◆ GIVEN PROBLEM: Transcribe the whole listing below without changing a word, but leave out every image.

◆ DATA EXCERPT:
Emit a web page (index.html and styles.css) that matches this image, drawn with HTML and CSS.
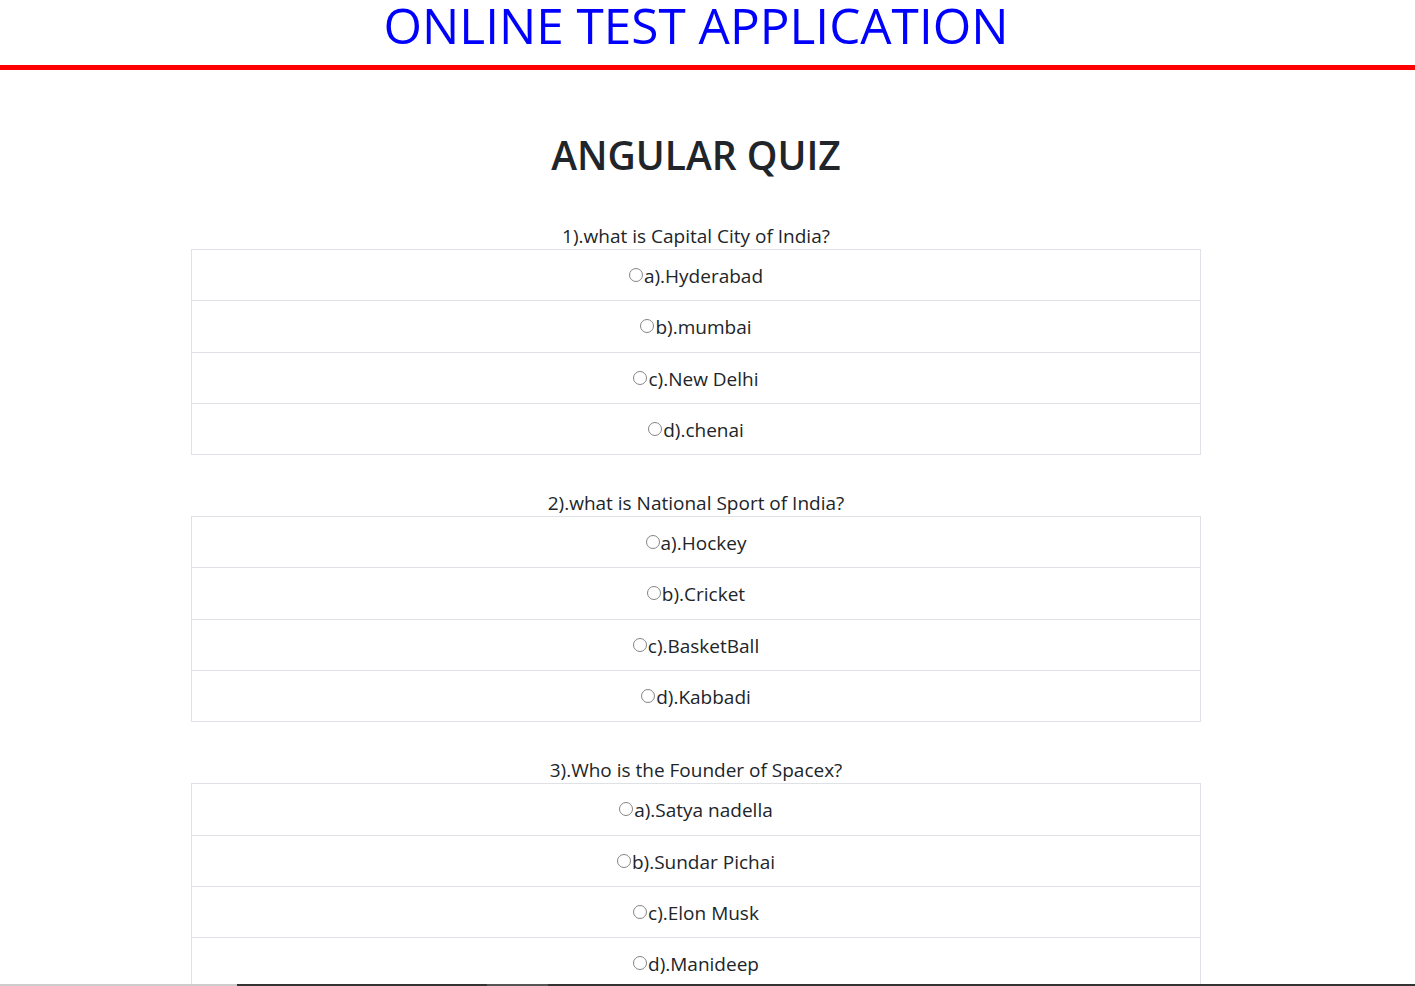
FILE: index.html
```html
<!DOCTYPE html>
<html lang="en">
<head>
<meta charset="utf-8">
<title>Online Test Application</title>
<link rel="stylesheet" href="styles.css">
</head>
<body>
<header class="app-header">
  <h1 class="app-title">ONLINE TEST APPLICATION</h1>
</header>
<main class="page">
  <h2 class="quiz-title">ANGULAR QUIZ</h2>

  <section class="question">
    <p class="question-text">1).what is Capital City of India?</p>
    <table class="options">
      <tr><td><label><input type="radio" name="q1">a).Hyderabad</label></td></tr>
      <tr><td><label><input type="radio" name="q1">b).mumbai</label></td></tr>
      <tr><td><label><input type="radio" name="q1">c).New Delhi</label></td></tr>
      <tr><td><label><input type="radio" name="q1">d).chenai</label></td></tr>
    </table>
  </section>

  <section class="question">
    <p class="question-text">2).what is National Sport of India?</p>
    <table class="options">
      <tr><td><label><input type="radio" name="q2">a).Hockey</label></td></tr>
      <tr><td><label><input type="radio" name="q2">b).Cricket</label></td></tr>
      <tr><td><label><input type="radio" name="q2">c).BasketBall</label></td></tr>
      <tr><td><label><input type="radio" name="q2">d).Kabbadi</label></td></tr>
    </table>
  </section>

  <section class="question">
    <p class="question-text">3).Who is the Founder of Spacex?</p>
    <table class="options">
      <tr><td><label><input type="radio" name="q3">a).Satya nadella</label></td></tr>
      <tr><td><label><input type="radio" name="q3">b).Sundar Pichai</label></td></tr>
      <tr><td><label><input type="radio" name="q3">c).Elon Musk</label></td></tr>
      <tr><td><label><input type="radio" name="q3">d).Manideep</label></td></tr>
    </table>
  </section>
</main>
<div class="bottom-bar"><span class="bar-light"></span><span class="bar-dark"></span><span class="bar-mid"></span><span class="bar-dark bar-fill"></span></div>
</body>
</html>
```

FILE: styles.css
```css
* { box-sizing: border-box; }

html, body {
  margin: 0;
  padding: 0;
  background: #fff;
}

body {
  font-family: "Open Sans", "Noto Sans", sans-serif;
  color: #212529;
  overflow: hidden;
}

.app-header {
  border-bottom: 5px solid #ff0000;
  padding-right: 23px;
  padding-bottom: 15px;
}

.app-title {
  margin: 0;
  text-align: center;
  color: #0000ff;
  font-weight: 500;
  font-size: 49.5px;
  line-height: 50px;
  height: 50px;
}

.page {
  padding-right: 23px;
}

.quiz-title {
  margin: 63px 0 0;
  text-align: center;
  font-size: 39px;
  font-weight: 600;
  line-height: 44px;
}

.question {
  width: 1010px;
  margin: 0 0 0 191px;
}

.quiz-title + .question { margin-top: 46px; }

.question + .question { margin-top: 35px; }

.question-text {
  margin: 0;
  text-align: center;
  font-size: 19px;
  line-height: 26px;
}

.options {
  width: 100%;
  border-collapse: collapse;
  border: 1px solid #dee2e6;
}

.options td {
  border-top: 1px solid #dee2e6;
  text-align: center;
  font-size: 19px;
  line-height: 26px;
  padding: 13px 12px 11.3px;
}

.options label {
  display: inline-flex;
  align-items: center;
}

.options input[type="radio"] {
  appearance: none;
  -webkit-appearance: none;
  width: 14px;
  height: 14px;
  margin: 0 1px 0 0;
  border: 1px solid #858585;
  border-radius: 50%;
  background: #fff;
  position: relative;
  top: -1px;
}

.bottom-bar {
  position: fixed;
  left: 0;
  right: 0;
  bottom: 0;
  height: 2px;
  display: flex;
}

.bar-light { width: 237px; background: #cccccc; }
.bar-dark { width: 250px; background: #333333; }
.bar-mid { width: 61px; background: #555555; }
.bar-fill { flex: 1; }
```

◆ EXERCISE RESPONSE:
Emit a web page (index.html and styles.css) that matches this image, drawn with HTML and CSS.
FILE: index.html
```html
<!DOCTYPE html>
<html lang="en">
<head>
<meta charset="utf-8">
<title>Online Test Application</title>
<link rel="stylesheet" href="styles.css">
</head>
<body>
<header class="app-header">
  <h1 class="app-title">ONLINE TEST APPLICATION</h1>
</header>
<main class="page">
  <h2 class="quiz-title">ANGULAR QUIZ</h2>

  <section class="question">
    <p class="question-text">1).what is Capital City of India?</p>
    <table class="options">
      <tr><td><label><input type="radio" name="q1">a).Hyderabad</label></td></tr>
      <tr><td><label><input type="radio" name="q1">b).mumbai</label></td></tr>
      <tr><td><label><input type="radio" name="q1">c).New Delhi</label></td></tr>
      <tr><td><label><input type="radio" name="q1">d).chenai</label></td></tr>
    </table>
  </section>

  <section class="question">
    <p class="question-text">2).what is National Sport of India?</p>
    <table class="options">
      <tr><td><label><input type="radio" name="q2">a).Hockey</label></td></tr>
      <tr><td><label><input type="radio" name="q2">b).Cricket</label></td></tr>
      <tr><td><label><input type="radio" name="q2">c).BasketBall</label></td></tr>
      <tr><td><label><input type="radio" name="q2">d).Kabbadi</label></td></tr>
    </table>
  </section>

  <section class="question">
    <p class="question-text">3).Who is the Founder of Spacex?</p>
    <table class="options">
      <tr><td><label><input type="radio" name="q3">a).Satya nadella</label></td></tr>
      <tr><td><label><input type="radio" name="q3">b).Sundar Pichai</label></td></tr>
      <tr><td><label><input type="radio" name="q3">c).Elon Musk</label></td></tr>
      <tr><td><label><input type="radio" name="q3">d).Manideep</label></td></tr>
    </table>
  </section>
</main>
<div class="bottom-bar"><span class="bar-light"></span><span class="bar-dark"></span><span class="bar-mid"></span><span class="bar-dark bar-fill"></span></div>
</body>
</html>
```

FILE: styles.css
```css
* { box-sizing: border-box; }

html, body {
  margin: 0;
  padding: 0;
  background: #fff;
}

body {
  font-family: "Open Sans", "Noto Sans", sans-serif;
  color: #212529;
  overflow: hidden;
}

.app-header {
  border-bottom: 5px solid #ff0000;
  padding-right: 23px;
  padding-bottom: 15px;
}

.app-title {
  margin: 0;
  text-align: center;
  color: #0000ff;
  font-weight: 500;
  font-size: 49.5px;
  line-height: 50px;
  height: 50px;
}

.page {
  padding-right: 23px;
}

.quiz-title {
  margin: 63px 0 0;
  text-align: center;
  font-size: 39px;
  font-weight: 600;
  line-height: 44px;
}

.question {
  width: 1010px;
  margin: 0 0 0 191px;
}

.quiz-title + .question { margin-top: 46px; }

.question + .question { margin-top: 35px; }

.question-text {
  margin: 0;
  text-align: center;
  font-size: 19px;
  line-height: 26px;
}

.options {
  width: 100%;
  border-collapse: collapse;
  border: 1px solid #dee2e6;
}

.options td {
  border-top: 1px solid #dee2e6;
  text-align: center;
  font-size: 19px;
  line-height: 26px;
  padding: 13px 12px 11.3px;
}

.options label {
  display: inline-flex;
  align-items: center;
}

.options input[type="radio"] {
  appearance: none;
  -webkit-appearance: none;
  width: 14px;
  height: 14px;
  margin: 0 1px 0 0;
  border: 1px solid #858585;
  border-radius: 50%;
  background: #fff;
  position: relative;
  top: -1px;
}

.bottom-bar {
  position: fixed;
  left: 0;
  right: 0;
  bottom: 0;
  height: 2px;
  display: flex;
}

.bar-light { width: 237px; background: #cccccc; }
.bar-dark { width: 250px; background: #333333; }
.bar-mid { width: 61px; background: #555555; }
.bar-fill { flex: 1; }
```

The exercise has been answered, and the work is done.